Sure, and I’m sympathetic to the baffling difficulties of English, but use Google Translate and ask someone who’s more fluent for help with the final polish (as a single suggestion). Trusting your work, trusting science to an LLM is lunacy.

Squirrelsdrivemenuts@lemmy.world · 4 hours ago

It might be hard for them to find someone who is both fluent in english AND knows the field well enough to know vegetative electron microscopy is not a thing. Most universities have one general translation help service and science has a lot of field-specific weird terms.

Saleh@feddit.org · edit-2 4 hours ago

Google translate is using the same approach like an LLM.

https://en.wikipedia.org/wiki/Google_Translate
https://en.wikipedia.org/wiki/Neural_machine_translation

So is DeepL

https://en.wikipedia.org/wiki/DeepL_Translator

And before they were using neural network approaches they used statistical approaches, which are subject to the same errors as a result of bad training data.

Dave.@aussie.zone · 5 hours ago

Thankfully, science will inevitably sus those papers out eventually, as it always does,

In the future, all search engines will have an option to ignore any results from 2022-20xx, the era of AI slop.

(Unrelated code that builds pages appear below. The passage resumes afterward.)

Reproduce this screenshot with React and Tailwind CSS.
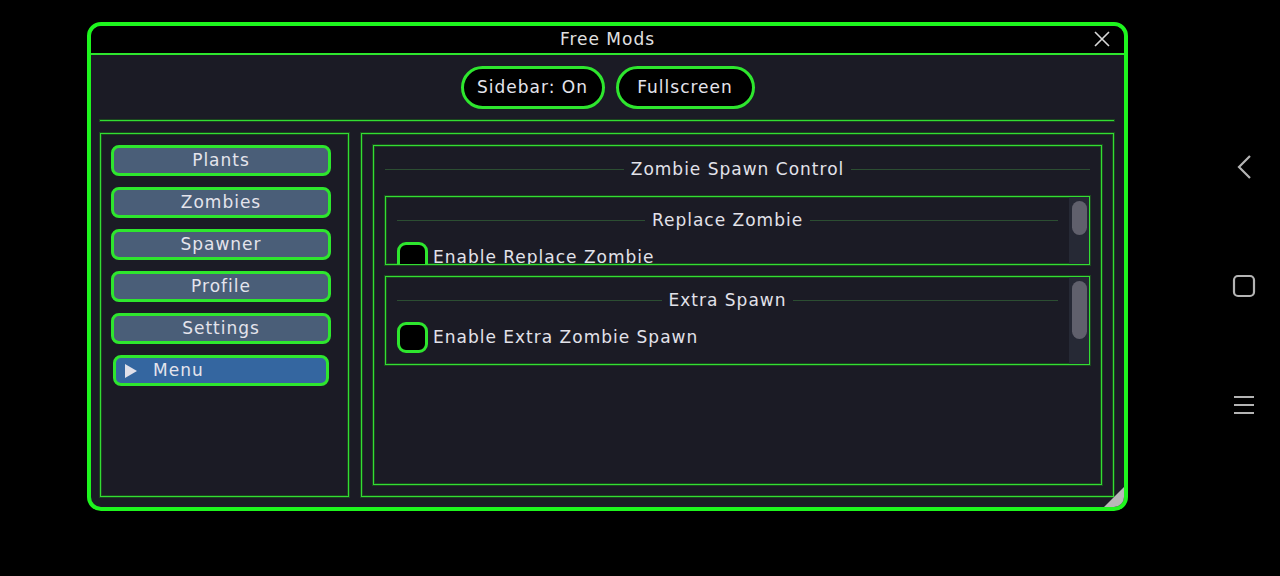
import React from "react";

const font = { fontFamily: '"DejaVu Sans", "Liberation Sans", sans-serif' };

const glow = "shadow-[0_0_0_1px_rgba(28,110,28,0.55),inset_0_0_0_1px_rgba(28,110,28,0.55)]";

function SideBtn({ label, active }) {
  if (active) {
    return (
      <div className="h-[31px] mx-[2px] rounded-[8px] border-[3px] border-[#2ee62e] bg-[#3466a0] flex items-center pl-[8px] text-[#e4e4ec] text-[17px] tracking-[1px]">
        <svg width="14" height="14" viewBox="0 0 14 14" className="mr-[15px]">
          <polygon points="1,0 13,7 1,14" fill="#e0e0ea" />
        </svg>
        <span>{label}</span>
      </div>
    );
  }
  return (
    <div className="h-[31px] rounded-[8px] border-[3px] border-[#2ee62e] bg-[#4a5e78] flex items-center justify-center text-[#e4e4ec] text-[17px] tracking-[1px]">
      {label}
    </div>
  );
}

function Header({ label, className }) {
  return (
    <div className={"flex items-center gap-[7px] " + (className || "")}>
      <div className="flex-1 h-px bg-[#2c4e32]" />
      <span className="text-[#e2e2ea] text-[17px] tracking-[1px] leading-none">{label}</span>
      <div className="flex-1 h-px bg-[#2c4e32]" />
    </div>
  );
}

function Scroll({ thumbH }) {
  return (
    <div className="w-[20px] self-stretch bg-[#262935] flex justify-center pt-[4px]">
      <div className="w-[15px] rounded-full bg-[#60606c]" style={{ height: thumbH }} />
    </div>
  );
}

function Check() {
  return <div className="w-[31px] h-[31px] shrink-0 rounded-[9px] border-[3px] border-[#2ee62e] bg-black" />;
}

export default function App() {
  return (
    <div className="w-[1280px] h-[576px] bg-black flex relative overflow-hidden" style={font}>
      <div className="ml-[87px] mt-[22px] w-[1041px] h-[489px] border-[4px] border-[#1ef51e] rounded-[14px] overflow-hidden flex flex-col bg-[#1b1b25] relative">
        {/* title bar */}
        <div className="h-[29px] shrink-0 bg-black border-b-2 border-[#2ee62e] flex items-center justify-center relative">
          <span className="text-[#e0e0e0] text-[17px] tracking-[1px] leading-none">Free Mods</span>
          <svg className="absolute right-[14px] top-[5px]" width="16" height="16" viewBox="0 0 16 16">
            <path d="M1 1 L15 15 M15 1 L1 15" stroke="#d8d8d8" strokeWidth="1.6" />
          </svg>
        </div>
        {/* body */}
        <div className="flex-1 flex flex-col pl-[9px] pr-[10px] pb-[10px]">
          <div className="flex justify-center gap-[11px] mt-[11px] ml-[1px]">
            <div className="h-[43px] w-[144px] rounded-full border-[3px] border-[#2ee62e] bg-black flex items-center justify-center text-[#e4e4ec] text-[17px] tracking-[1px]">
              Sidebar: On
            </div>
            <div className="h-[43px] w-[139px] rounded-full border-[3px] border-[#2ee62e] bg-black flex items-center justify-center text-[#e4e4ec] text-[17px] tracking-[1px]">
              Fullscreen
            </div>
          </div>
          <div className="h-px bg-[#33dd33] mt-[11px] shadow-[0_0_0_1px_rgba(28,110,28,0.55)]" />
          <div className="h-[364px] flex gap-[12px] mt-[12px]">
            {/* sidebar */}
            <div className={"w-[249px] border border-solid border-[#33dd33] pt-[11px] pl-[10px] pr-[17px] flex flex-col gap-[11px] " + glow}>
              <SideBtn label="Plants" />
              <SideBtn label="Zombies" />
              <SideBtn label="Spawner" />
              <SideBtn label="Profile" />
              <SideBtn label="Settings" />
              <SideBtn label="Menu" active />
            </div>
            {/* content */}
            <div className={"w-[753px] border border-solid border-[#33dd33] p-[11px] flex " + glow}>
              <div className={"w-[729px] border border-solid border-[#33dd33] px-[11px] flex flex-col " + glow}>
                <Header label="Zombie Spawn Control" className="mt-[15px] mb-[18px]" />
                <div className={"h-[69px] border border-solid border-[#33dd33] flex overflow-hidden " + glow}>
                  <div className="flex-1 pl-[11px] pr-[11px] flex flex-col">
                    <Header label="Replace Zombie" className="mt-[15px]" />
                    <div className="flex items-center gap-[5px] mt-[13px]">
                      <Check />
                      <span className="text-[#e2e2ea] text-[17px] tracking-[1px] leading-none">Enable Replace Zombie</span>
                    </div>
                  </div>
                  <Scroll thumbH={34} />
                </div>
                <div className={"h-[89px] mt-[11px] border border-solid border-[#33dd33] flex overflow-hidden " + glow}>
                  <div className="flex-1 pl-[11px] pr-[11px] flex flex-col">
                    <Header label="Extra Spawn" className="mt-[15px]" />
                    <div className="flex items-center gap-[5px] mt-[13px]">
                      <Check />
                      <span className="text-[#e2e2ea] text-[17px] tracking-[1px] leading-none">Enable Extra Zombie Spawn</span>
                    </div>
                  </div>
                  <Scroll thumbH={58} />
                </div>
              </div>
            </div>
          </div>
        </div>
        {/* resize grip */}
        <svg className="absolute right-0 bottom-0" width="20" height="20" viewBox="0 0 20 20">
          <path d="M20 0 L20 20 L0 20 Z" fill="#b8b8b8" />
        </svg>
      </div>
      {/* android nav */}
      <div className="absolute right-[24px] top-[154px] w-[24px] flex flex-col items-center">
        <svg width="16" height="26" viewBox="0 0 16 26">
          <path d="M14 2 L3 13 L14 24" stroke="#b4b4b4" strokeWidth="2.2" fill="none" />
        </svg>
        <svg className="mt-[94px]" width="24" height="24" viewBox="0 0 24 24">
          <rect x="2" y="2" width="20" height="20" rx="4" stroke="#b4b4b4" strokeWidth="2.2" fill="none" />
        </svg>
        <svg className="mt-[96px]" width="22" height="22" viewBox="0 0 22 22">
          <path d="M1 3 H21 M1 11 H21 M1 19 H21" stroke="#b4b4b4" strokeWidth="2.2" />
        </svg>
      </div>
    </div>
  );
}
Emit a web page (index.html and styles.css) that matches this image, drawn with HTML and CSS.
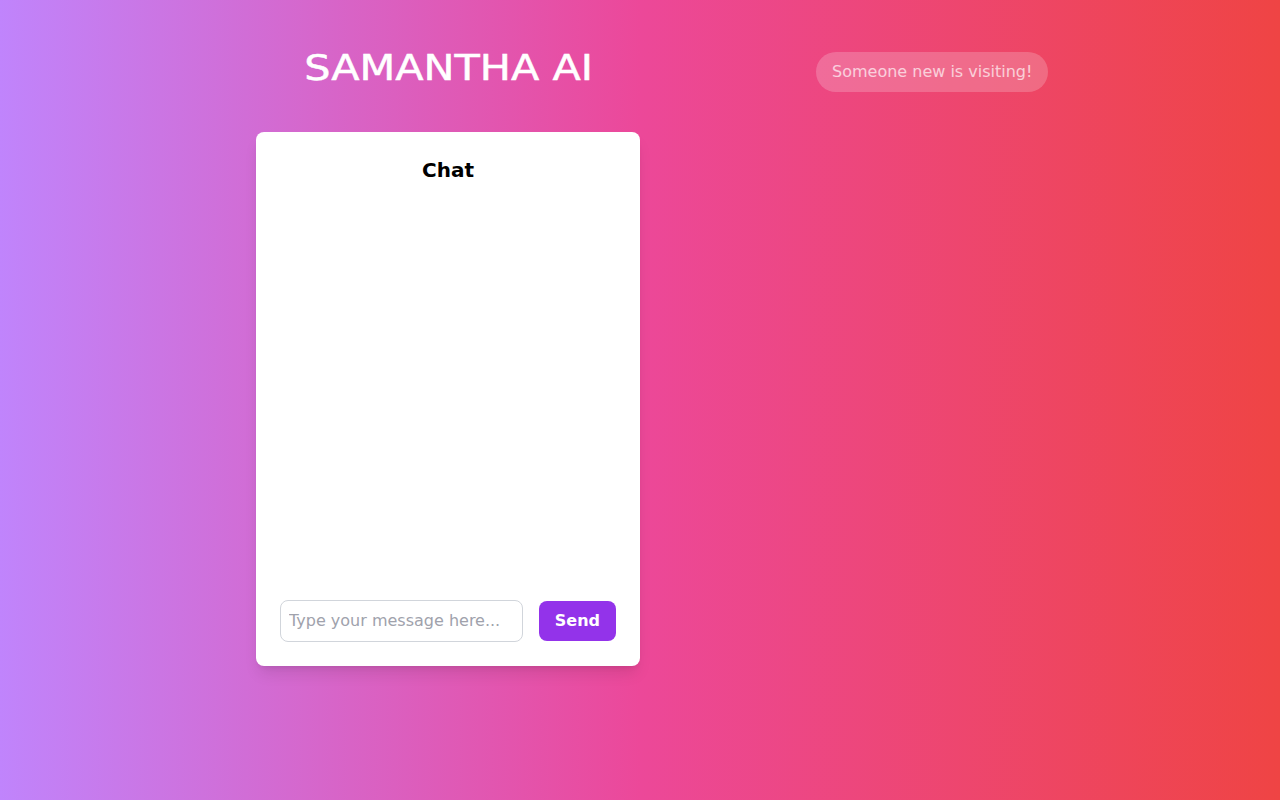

unexposedhazard@discuss.tchncs.de · 6 hours ago

Its the immediate takeaway i made from the headline, so i dont feel like its buried deep

TachyonTele@lemm.ee · 9 hours ago

Don’t use fucking AI to write scientific papers and the problem is solved. Wtf.

HailSeitan@lemmy.world · 9 hours ago

Let’s delve into the issue

Archangel@lemm.ee · 8 hours ago

So, all those research papers were written by AI? Huh.

angrystego@lemmy.world · 5 hours ago

No, they were not. AI was probably used for translation.